The landscapes of Ireland and New England give the first-time visitor very different impressions. Lush green fields and ragged bogland dominate the Irish landscape, while deep forests and occasional stony fields are the trademarks of New England. Agriculture is a vital part of the Irish economy and countryside, while New England's prime agricultural period lies a century in the past. Plantation forestry using exotic conifers is a very small but rapidly growing force in Ireland, while the vigorous reclamation of abandoned agricultural lands in New England by native mixed forests is nearly complete.

Yet there is a common thread through the stories of these two regions-long-term human use of the land. This is the central theme for a joint program between the Harvard Forest LTER, the University of New Hampshire (UNH) and University College-Dublin (UCD). With support from the LTER-International Program and NSF’s Office for International Programs, Dr. John Aber from HFR and UNH and Dr. Ted Farrell of UCD have drawn students and colleagues into the comparative study of landscapes in Ireland and New England.

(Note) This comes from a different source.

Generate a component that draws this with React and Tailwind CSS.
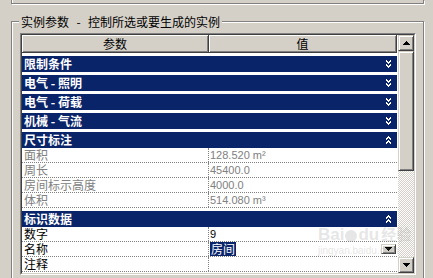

The program was initiated during a two-month summer leave spent by Dr. Aber in residence at UCD hosted by Dr. Farrell. “It is impossible to spend any time in Ireland and not be struck by the central importance of history to every discipline,” Dr. Aber says. “While we are just beginning to recognize the role of human history in every North American landscape, Ted Farrell was describing 500-1000 year histories of landscape change against a backdrop of human histories going back 4000 years and more.” Dr. Farrell has also studied a recent and important addition to the landscape--plantation forestry. As Dr. Farrell tells it, “In the mid-1800s, specimen estate plantings demonstrated the potential of exotic conifers in a country with no native coniferous forest tree species. Growth rates in plantations established in this century have shown that, especially for certain, conifers from the coastal forests of the northwestern U.S., production was far in excess of that in the coniferous forests of Central Europe and Scandinavia.”

This, together with the availability of surplus agricultural land and Ireland’s clean air, has given rise to European Union-supported programs to encourage the establishment of commercial coniferous forests on marginal agricultural sites.

Because of the growing importance of forestry, a first project between the two institutions (carried out largely by Christy Goodale, currently a Ph.D. student at UNH) was a combination GIS/modeling effort to predict potential forest growth for Ireland. Christy spent a summer in Ireland working with Ted Farrell, Dr. Jim Collins, a soil scientist at UCD, and Ph.D. student, Julian Alierne. Combined with a return visit by Julian to UNH, a 1 km resolution GIS containing important climate and soil variables was developed and used to drive a simple forest growth model for Sitka spruce, the most important plantation species in Ireland. Extending a model developed for New England to Irish conditions was a valuable experience, according to Christy. “The New England model did not include the effects of wind stress, saturated soils, or phosphorous limitations, all of which can be more important in Ireland than New England.”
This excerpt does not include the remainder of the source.